As a follow up to my colleague George Connelly's earlier post concerning the IRS's recently announced "Global High Wealth" Industry Group, I offer some further thoughts on what the IRS is attempting to do with this new group focusing on wealthy individuals.  The IRS recently announced that the group has issued its first batch of audit letters and the audits of wealthy individuals will soon commence.

The IRS has created the group in the LMSB division, which generally handles audits of the largest corporations under a "team" audit concept.  A team audit means that the IRS assigns several agents to the case, including, where appropriate, specialists in areas like international taxes, financial products, and employment taxes, as well as engineers and economists.

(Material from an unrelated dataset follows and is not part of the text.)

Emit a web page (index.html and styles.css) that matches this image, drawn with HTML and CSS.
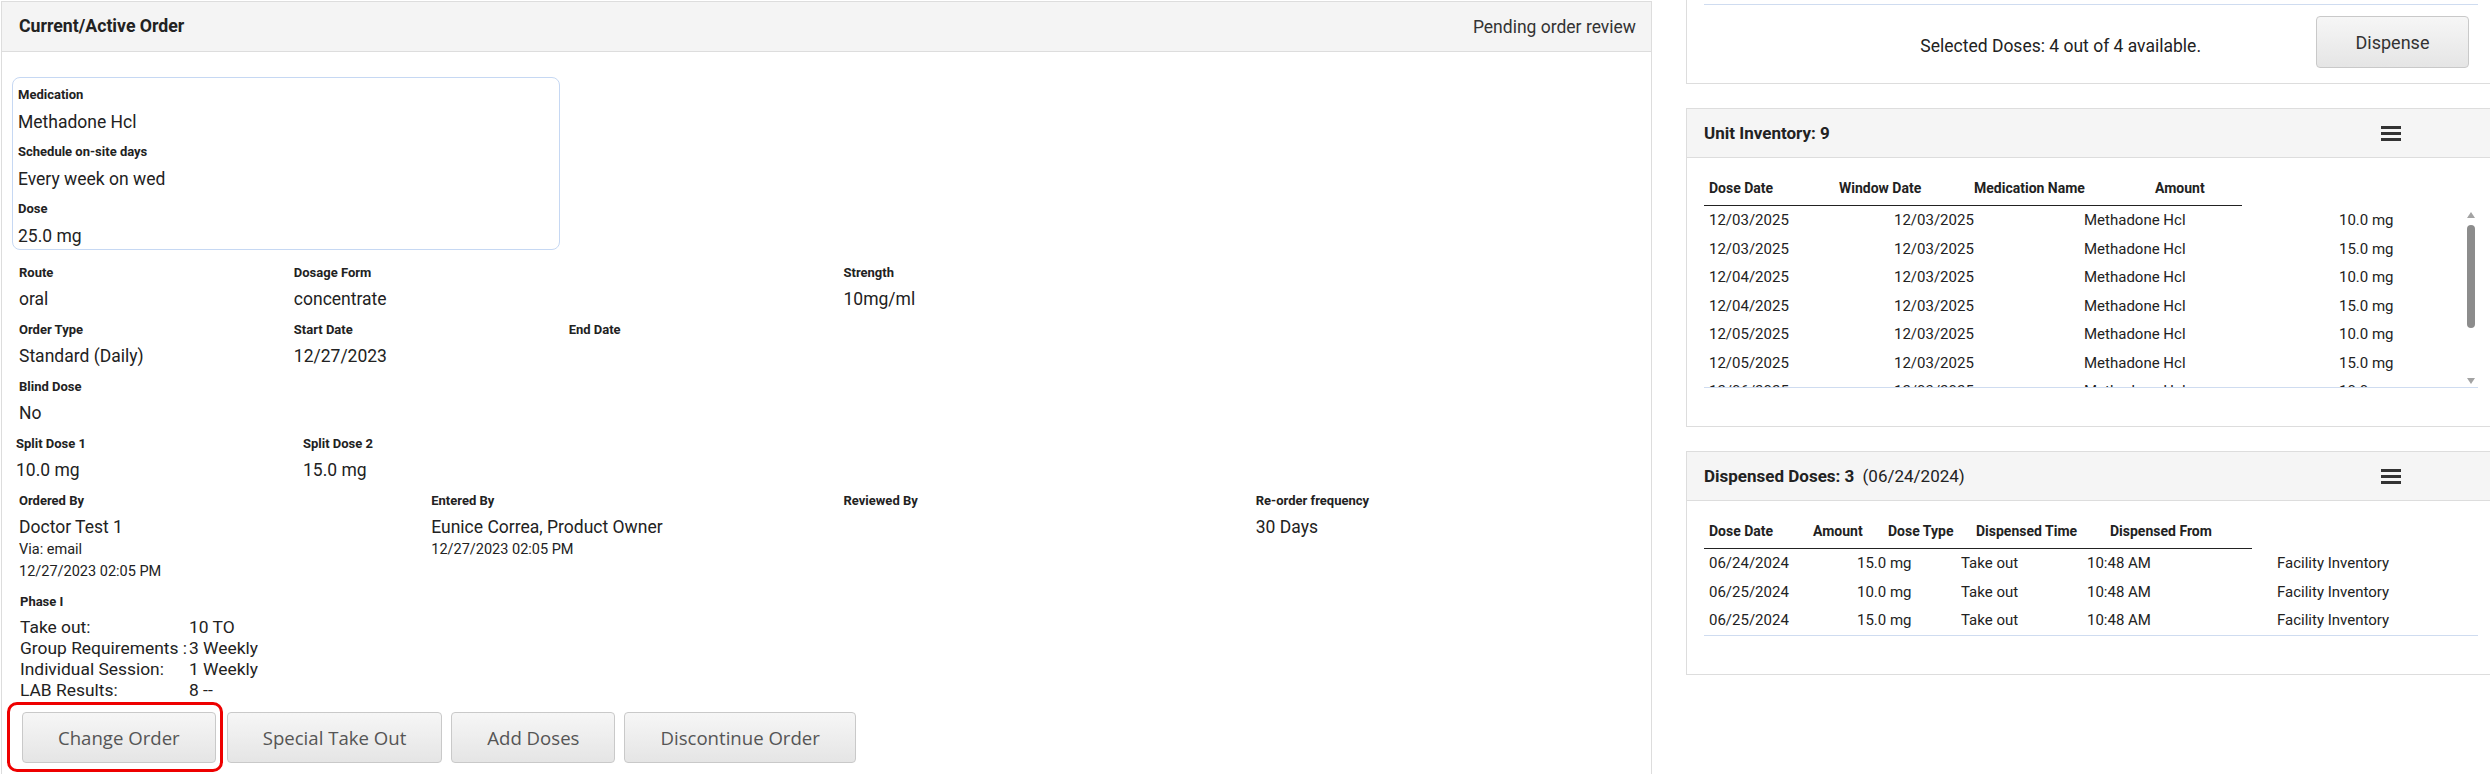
FILE: index.html
```html
<!DOCTYPE html>
<html lang="en">
<head>
    <meta charset="UTF-8">
    <title>Current/Active Order</title>
    <link rel="stylesheet" href="styles.css">
</head>
<body>
<div class="page">
    <section class="order-panel">
        <div class="panel-head">
            <h2>Current/Active Order</h2>
            <span class="status">Pending order review</span>
        </div>

        <div class="med-box">
            <div class="field"><div class="label">Medication</div><div class="value">Methadone Hcl</div></div>
            <div class="field"><div class="label">Schedule on-site days</div><div class="value">Every week on wed</div></div>
            <div class="field"><div class="label">Dose</div><div class="value">25.0 mg</div></div>
        </div>

        <div class="grid six first">
            <div class="field"><div class="label">Route</div><div class="value">oral</div></div>
            <div class="field"><div class="label">Dosage Form</div><div class="value">concentrate</div></div>
            <div></div>
            <div class="field"><div class="label">Strength</div><div class="value">10mg/ml</div></div>
        </div>
        <div class="grid six">
            <div class="field"><div class="label">Order Type</div><div class="value">Standard (Daily)</div></div>
            <div class="field"><div class="label">Start Date</div><div class="value">12/27/2023</div></div>
            <div class="field"><div class="label">End Date</div></div>
        </div>
        <div class="grid six">
            <div class="field"><div class="label">Blind Dose</div><div class="value">No</div></div>
        </div>
        <div class="grid split">
            <div class="field"><div class="label">Split Dose 1</div><div class="value">10.0 mg</div></div>
            <div class="field"><div class="label">Split Dose 2</div><div class="value">15.0 mg</div></div>
        </div>
        <div class="grid four">
            <div class="field">
                <div class="label">Ordered By</div>
                <div class="value">Doctor Test 1</div>
                <div class="sub">Via: email</div>
                <div class="sub">12/27/2023 02:05 PM</div>
            </div>
            <div class="field">
                <div class="label">Entered By</div>
                <div class="value">Eunice Correa, Product Owner</div>
                <div class="sub">12/27/2023 02:05 PM</div>
            </div>
            <div class="field"><div class="label">Reviewed By</div></div>
            <div class="field"><div class="label">Re-order frequency</div><div class="value">30 Days</div></div>
        </div>

        <div class="phase">
            <div class="label">Phase I</div>
            <div class="phase-table">
                <span>Take out:</span><span>10 TO</span>
                <span>Group Requirements :</span><span>3 Weekly</span>
                <span>Individual Session:</span><span>1 Weekly</span>
                <span>LAB Results:</span><span>8 --</span>
            </div>
        </div>

        <div class="actions">
            <div class="highlight"><button class="btn">Change Order</button></div>
            <button class="btn">Special Take Out</button>
            <button class="btn">Add Doses</button>
            <button class="btn">Discontinue Order</button>
        </div>
    </section>

    <aside class="side">
        <div class="top-panel">
            <div class="table-end"></div>
            <div class="dispense-bar">
                <span class="selected">Selected Doses: 4 out of 4 available.</span>
                <button class="btn dispense">Dispense</button>
            </div>
        </div>

        <section class="panel">
            <div class="panel-head">
                <h3>Unit Inventory: 9</h3>
                <svg class="menu" width="20" height="15" viewBox="0 0 20 15"><rect y="0" width="20" height="3"/><rect y="6" width="20" height="3"/><rect y="12" width="20" height="3"/></svg>
            </div>
            <div class="panel-body">
                <table class="head-table inv-head">
                    <tr><th>Dose Date</th><th>Window Date</th><th>Medication Name</th><th>Amount</th></tr>
                </table>
                <div class="scroll">
                    <div class="scroll-rows">
                        <table class="rows inv-rows">
                            <tr><td>12/03/2025</td><td>12/03/2025</td><td>Methadone Hcl</td><td>10.0 mg</td></tr>
                            <tr><td>12/03/2025</td><td>12/03/2025</td><td>Methadone Hcl</td><td>15.0 mg</td></tr>
                            <tr><td>12/04/2025</td><td>12/03/2025</td><td>Methadone Hcl</td><td>10.0 mg</td></tr>
                            <tr><td>12/04/2025</td><td>12/03/2025</td><td>Methadone Hcl</td><td>15.0 mg</td></tr>
                            <tr><td>12/05/2025</td><td>12/03/2025</td><td>Methadone Hcl</td><td>10.0 mg</td></tr>
                            <tr><td>12/05/2025</td><td>12/03/2025</td><td>Methadone Hcl</td><td>15.0 mg</td></tr>
                            <tr><td>12/06/2025</td><td>12/03/2025</td><td>Methadone Hcl</td><td>10.0 mg</td></tr>
                            <tr><td>12/06/2025</td><td>12/03/2025</td><td>Methadone Hcl</td><td>15.0 mg</td></tr>
                            <tr><td>12/07/2025</td><td>12/03/2025</td><td>Methadone Hcl</td><td>10.0 mg</td></tr>
                        </table>
                    </div>
                    <div class="scrollbar">
                        <span class="arrow up"></span>
                        <span class="thumb"></span>
                        <span class="arrow down"></span>
                    </div>
                </div>
            </div>
        </section>

        <section class="panel">
            <div class="panel-head">
                <h3>Dispensed Doses: 3 <span class="date">(06/24/2024)</span></h3>
                <svg class="menu" width="20" height="15" viewBox="0 0 20 15"><rect y="0" width="20" height="3"/><rect y="6" width="20" height="3"/><rect y="12" width="20" height="3"/></svg>
            </div>
            <div class="panel-body">
                <table class="head-table disp-head">
                    <tr><th>Dose Date</th><th>Amount</th><th>Dose Type</th><th>Dispensed Time</th><th>Dispensed From</th></tr>
                </table>
                <table class="rows disp-rows">
                    <tr><td>06/24/2024</td><td>15.0 mg</td><td>Take out</td><td>10:48 AM</td><td>Facility Inventory</td></tr>
                    <tr><td>06/25/2024</td><td>10.0 mg</td><td>Take out</td><td>10:48 AM</td><td>Facility Inventory</td></tr>
                    <tr><td>06/25/2024</td><td>15.0 mg</td><td>Take out</td><td>10:48 AM</td><td>Facility Inventory</td></tr>
                </table>
            </div>
        </section>
    </aside>
</div>
</body>
</html>
```

FILE: styles.css
```css
* {
    box-sizing: border-box;
}

html, body {
    margin: 0;
    overflow: hidden;
}

body {
    font-family: Roboto, "Liberation Sans", sans-serif;
    color: #222;
    background: #fff;
}

.page {
    display: flex;
    align-items: flex-start;
    gap: 34px;
    width: 2496px;
    padding-left: 1px;
}

/* left panel */
.order-panel {
    width: 1651px;
    height: 800px;
    margin-top: 1px;
    border: 1px solid #ddd;
    border-bottom: none;
}

.panel-head {
    display: flex;
    justify-content: space-between;
    align-items: center;
    height: 50px;
    padding: 0 15px 0 17px;
    background: #f4f4f4;
    border-bottom: 1px solid #ddd;
}

.panel-head h2 {
    margin: 0;
    font-size: 17.7px;
    font-weight: 700;
    line-height: 49px;
}

.status {
    font-size: 17.5px;
    color: #333;
}

.med-box {
    width: 548px;
    margin: 25px 0 0 10px;
    padding: 9px 5px 1px;
    border: 1.5px solid #c6d8f3;
    border-radius: 8px;
}

.label {
    font-size: 13px;
    font-weight: 700;
    line-height: 16px;
    color: #222;
}

.value {
    font-size: 17.5px;
    line-height: 24px;
}

.sub {
    font-size: 14.5px;
    line-height: 22px;
}

.med-box .label {
    margin-bottom: 7px;
}

.med-box .field {
    margin-bottom: 10px;
}

.med-box .field:last-child {
    margin-bottom: 0;
}

.grid {
    display: grid;
}

.grid .label {
    margin-bottom: 6px;
}

.grid .field {
    margin-bottom: 11px;
}

.grid.first {
    margin-top: 14.5px;
}

.grid.six {
    grid-template-columns: repeat(6, 1fr);
}

.grid.four {
    grid-template-columns: repeat(4, 1fr);
}

.grid.six > div,
.grid.four > div {
    padding-left: 17px;
}

.grid.split {
    grid-template-columns: 287px 287px;
    padding-left: 14px;
}

.phase {
    padding-left: 18px;
}

.phase .label {
    margin-bottom: 7px;
}

.phase-table {
    display: grid;
    grid-template-columns: 169px auto;
    font-size: 17.4px;
    line-height: 21px;
    white-space: nowrap;
}

.actions {
    display: flex;
    align-items: flex-start;
    gap: 9px;
    margin: 1.5px 0 0 5px;
}

.highlight {
    margin-right: -5px;
    padding: 7px 4px 6px 12px;
    border: 3px solid #ee0000;
    border-radius: 10px;
}

.actions > .btn {
    margin-top: 10px;
}

.btn {
    height: 51px;
    padding: 0 35px;
    font-family: "Open Sans", "DejaVu Sans", sans-serif;
    font-size: 18.6px;
    color: #555;
    background: linear-gradient(#f6f6f6, #e5e5e5);
    border: 1px solid #c9c9c9;
    border-radius: 4px;
}

/* right column */
.side {
    display: flex;
    flex-direction: column;
    gap: 24px;
    width: 810px;
}

.top-panel {
    padding: 4px 17px 15px;
    border: 1px solid #ddd;
    border-top: none;
}

.table-end {
    border-top: 1px solid #cfdcf0;
}

.dispense-bar {
    display: flex;
    justify-content: flex-end;
    align-items: flex-start;
    margin-top: 11px;
    padding-right: 9px;
}

.selected {
    margin: 20px 115px 0 0;
    font-size: 17.5px;
    line-height: 20px;
}

.btn.dispense {
    width: 153px;
    height: 52px;
    padding: 0;
    font-family: Roboto, sans-serif;
    font-size: 18px;
    color: #333;
}

.panel {
    border: 1px solid #ddd;
}

.panel .panel-head {
    height: 49px;
    padding: 0 94px 0 17px;
    background: #f5f5f5;
}

.panel-head h3 {
    margin: 0;
    font-size: 17px;
    font-weight: 700;
    line-height: 48px;
}

.panel-head h3 .date {
    margin-left: 4px;
    font-weight: 400;
}

.menu {
    fill: #333;
}

.panel-body {
    padding: 20px 17px 38px;
}

table {
    border-collapse: collapse;
    table-layout: fixed;
}

.head-table th {
    padding: 0 5px 7px;
    font-size: 14px;
    font-weight: 700;
    line-height: 20px;
    text-align: left;
    white-space: nowrap;
    border-bottom: 1px solid #222;
}

.rows td {
    padding: 0 5px;
    font-size: 15px;
    line-height: 28.5px;
    white-space: nowrap;
}

.inv-head { width: 538px; }
.inv-head th:nth-child(1) { width: 130px; }
.inv-head th:nth-child(2) { width: 135px; }
.inv-head th:nth-child(3) { width: 181px; }

.inv-rows { width: 100%; }
.inv-rows td:nth-child(1) { width: 185px; }
.inv-rows td:nth-child(2) { width: 190px; }
.inv-rows td:nth-child(3) { width: 255px; }

.scroll {
    display: flex;
    height: 182px;
    border-bottom: 1px solid #cfdcf0;
}

.scroll-rows {
    flex: 1;
    overflow: hidden;
}

.scrollbar {
    display: flex;
    flex-direction: column;
    align-items: center;
    width: 14px;
    padding: 6px 0 3px;
}

.arrow {
    width: 0;
    height: 0;
    border-left: 4px solid transparent;
    border-right: 4px solid transparent;
}

.arrow.up {
    border-bottom: 6px solid #a3a3a3;
}

.arrow.down {
    margin-top: auto;
    border-top: 6px solid #a3a3a3;
}

.thumb {
    width: 8px;
    height: 103px;
    margin-top: 7px;
    background: #8c8c8c;
    border-radius: 4px;
}

.disp-head { width: 548px; }
.disp-head th:nth-child(1) { width: 104px; }
.disp-head th:nth-child(2) { width: 75px; }
.disp-head th:nth-child(3) { width: 88px; }
.disp-head th:nth-child(4) { width: 134px; }

.disp-rows {
    width: 100%;
    border-bottom: 1px solid #cfdcf0;
}
.disp-rows td:nth-child(1) { width: 148px; }
.disp-rows td:nth-child(2) { width: 104px; }
.disp-rows td:nth-child(3) { width: 126px; }
.disp-rows td:nth-child(4) { width: 190px; }
```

The IRS is concerned with very wealthy individuals who own multiple entities using complicated structures to avoid U.S. federal income taxes.  The individuals may be operating foreign businesses or may have foreign investments through foreign trusts, partnerships, or corporations.

In the past, the IRS may have audited a closely-held corporation, or a family-owned partnership, only if the entity was selected through the normal IRS return-selection process.  IRS agents are required part of the "package audit" process to inspect related tax returns, so an agent auditing a closely-held corporation would inspect the returns of the principal shareholders.  The agent might even pick up the shareholder's return for audit if an issue warranted audit (e.g. if the closely held corporation had constructive dividends resulting from the corporation's payment of personal expense of the shareholder).  But as a general matter, the IRS did not coordinate the examination of related entities or entities owned by the same individuals or by related family members.

By creating this group as part of LMSB and assigning teams of agents to the audits, the IRS will now be able to coordinate the examination of a wealthy individual and the related domestic and foreign entities that individuals or related parties own.  This will allow the IRS to determine whether the wealthy individual is using entities to shift income to family members or to shift income offshore, where it may be subject to little or no tax.  As the descriptive word "global" indicates, the IRS will be particularly interested in individuals who own foreign entities.  That does not mean that the IRS Global Wealth unit will ignore wealthy individuals who own domestic entities exclusively, but the IRS will be particularly interested in those who have foreign investments and entities.

This new initiative comes on the heels of the UBS foreign bank account scandal and the IRS’s foreign account voluntary disclosure program.  The UBS disclosures of accounts held by U.S. citizens and residents and the disclosures that taxpayers have made through the voluntary disclosure program have raised the IRS's awareness that foreign businesses and investments of individual taxpayers may be an area of substantial noncompliance.  By forming the Global High Wealth Group program, the IRS seems to be indicating its belief that there may be a number of wealthy taxpayers who are using foreign entities to avoid U.S. income taxes (whether through proper tax planning or aggressive tax schemes).

In creating this group, the IRS will be bringing some of its most seasoned and well-trained agents to audit wealthy individuals and their related entities.  This represents a significant change in the IRS's approach to these audits and will likely involve coordinated in-depth examinations of multiple entities.  Wealthy individuals selected for audit under this new program should prepare themselves for an intensive scrutiny of all their businesses and investments, particularly businesses and investments held through foreign entities.  It will be interesting to see if this area proves worthy of the significant resources that the IRS seems to be investing by creating this new group.